下来,我提醒她:“人家是请来帮忙的,你不能客气点?”
“客气,我懂!可是她将要面对的不是我闵惠芬,是上千观众,我们要对得起他们,这个最重要。如果这点都做不到,下回她求我,我也不跟她合作。”
这次活动结束后,这位副教授悄悄跟我说:“如果闵惠芬下次还举办这样的活动,你还让我来,好吗?”
“人家会设计长江大桥,会造原子弹,我会什么”
1996年冬天,在闵惠芬的母校——丹阳实小和丹师附小的活动结束以后,闵惠芬同我们聊天。她随和,活跃,有时甚至有些孩子气。一位电视台的记者情不自禁地插话问道:“我采访过不少文艺界的人士,有些人远没有你那么大的名望,可架子特别大,说话的口气更大。你怎么一点架子也没有?”
她的回答,既朴实又耐人寻味。
“一个人如果成天端着个架子,你说累不累?自己觉得了不起,可别人都对你侧目,活得还有什么味道?再说我闵惠芬有什么资本去摆架子。人家有人会写一本一本的书,会设计长江大桥,会造原子弹,我会什么,不就会拉个二胡么?不过话说回来,要拉就拉好,让听的人觉得是一种享受,是一种愉快。如果我的乐曲对他们认识社会、认识历史、认识生活,有所启发,有所促进,有所借鉴,我就更满意了。”
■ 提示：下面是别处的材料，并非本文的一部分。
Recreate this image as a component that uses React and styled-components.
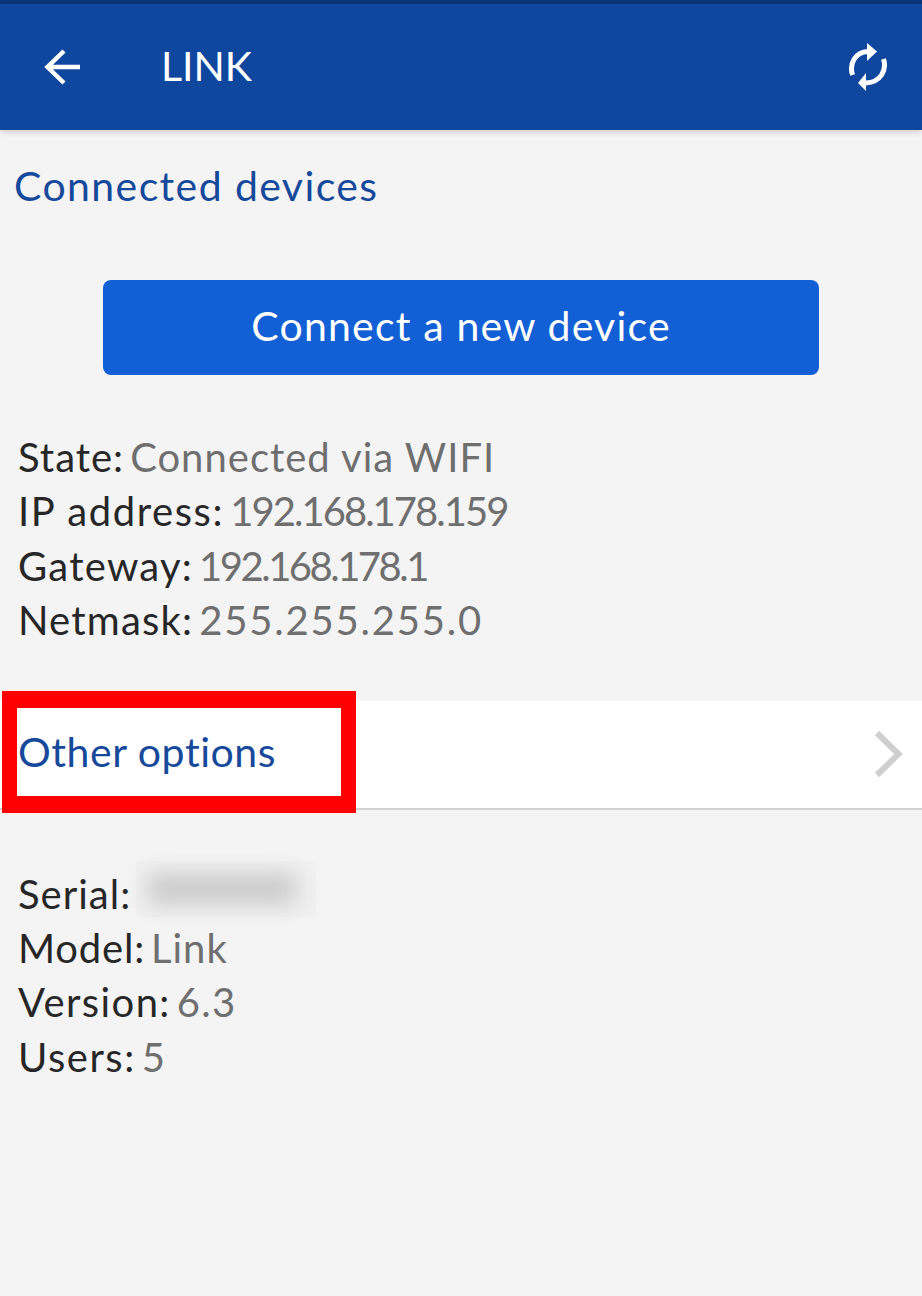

她经常同业余爱好者合奏、重奏。她还多次在几十人、上百人的小学生的乐队里,担任领奏。
有次去菜场买菜,一个卖菜的指着她说:“这人好像闵惠芬哎!”“对!我就是闵惠芬,会拉二胡!”说完,周围的人同她一起哈哈大笑。
这就是我认识的会拉二胡的闵惠芬。